Engelland
Jaap Cieraad † - Diepenveen
Op de Onze Taal taalkalender trof ik ooit een stukje van Gerald van Berkel aan over de volgende regel uit een kinderversje: ‘Witte zwanen, zwarte zwanen, wie gaat er mee naar Engeland varen?’ Van Berkel stelt dat in de oorspronkelijke versie de witte zwanen vergezeld werden door kroenekranen, ofwel kraanvogels; later werd kroenekranen verbasterd tot groene zwanen en weer later tot zwarte zwanen. Maar over dit liedje is nog veel meer te zeggen.

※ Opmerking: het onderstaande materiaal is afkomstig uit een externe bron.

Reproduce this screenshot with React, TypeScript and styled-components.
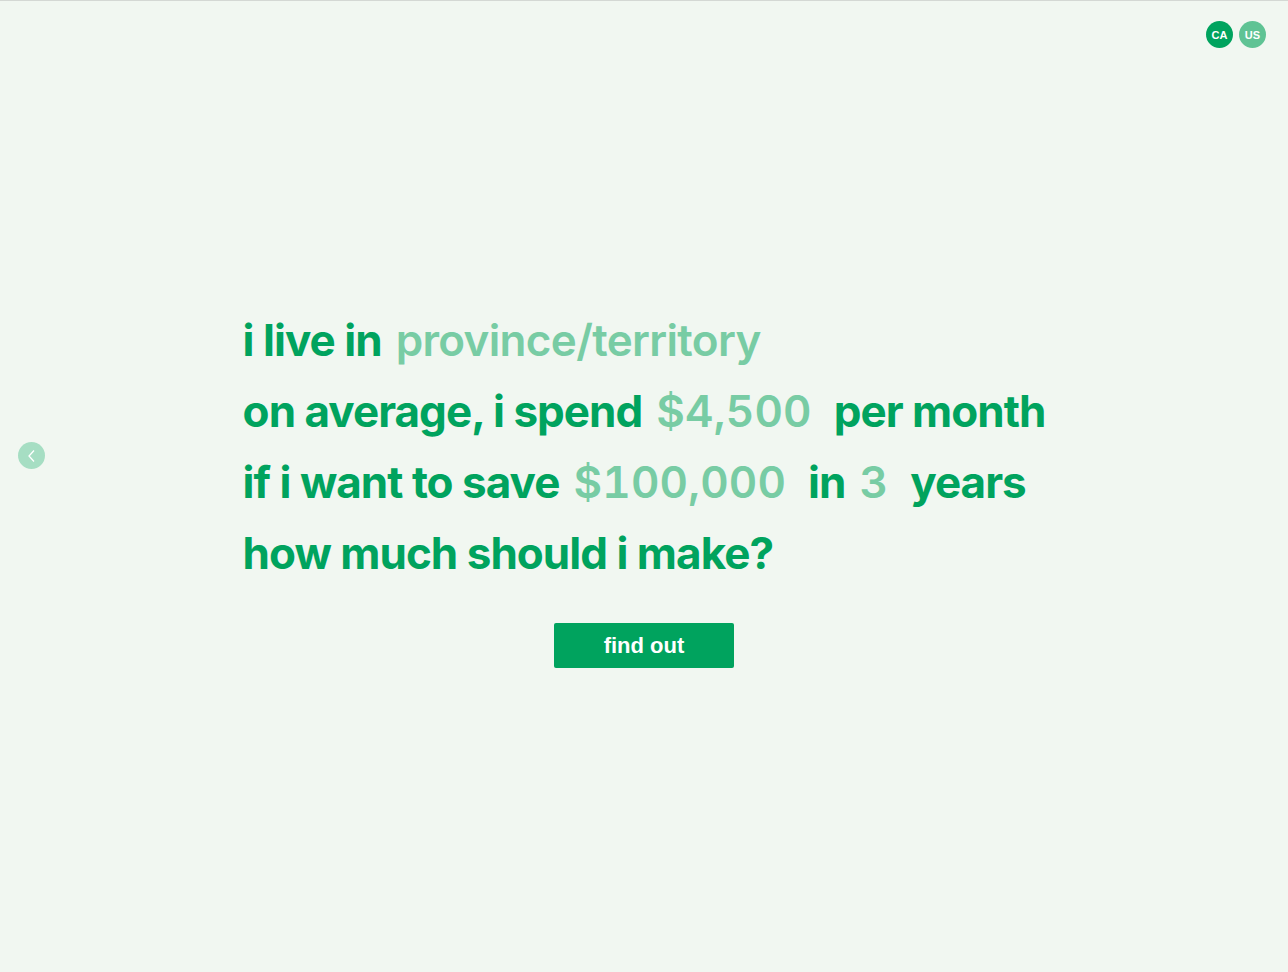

Het ging oorspronkelijk namelijk niet om Engeland waar je naartoe kunt varen, maar om ‘het land der engelen’, engelland dus. Voorzover mij bekend is de originele tekst:
Witte zwaan en zwarte zwaan
Wie wil mee naar engelland gaan?
Engelland is gesloten
De sleutel is gebroken
Is er dan geen timmerman,
Die de sleutel maken kan?
Laat doorgaan, laat doorgaan
De laatsten zullen voorgaan
Het versje zoals ik het geleerd heb, heeft een nogal religieuze inslag. Het engelland is gesloten en de sleutel gebroken vanwege de ‘zondeval’. Het versje heeft ook een verwijzing naar Jozef, de timmerman van Nazareth. De zinsnede ‘Is er dan geen timmerman’ kun je interpreteren als ‘Je weet toch wel dat er die timmerman is!’ Maar, een timmerman maakt toch geen sleutel? Daarom ontstond de variant:
Is er dan geen smid in 't land
die ons de sleutel maken kan?
De laatste twee regels van het oorspronkelijke rijm betekenen ‘vele laatsten zullen de eersten zijn’. Het versje hoorde vroeger bij een spelletje. Kinderen dansten in het rond en vormden daarna een poortje. De laatsten moesten door dat poortje naar voren lopen en daar het poortje verder bouwen. Door dit spelletje veranderden de laatste twee regels in:
Laat doorgaan, laat doorgaan
De laatste zullen we vangen
Bij dat woord ‘vangen’ werden dan de twee die zich in het poortje bevonden ingesloten en dat was dan het einde van het spel.
Er zit vaak meer achter kinderliedjes dan de oppervlakkige beschouwer ziet.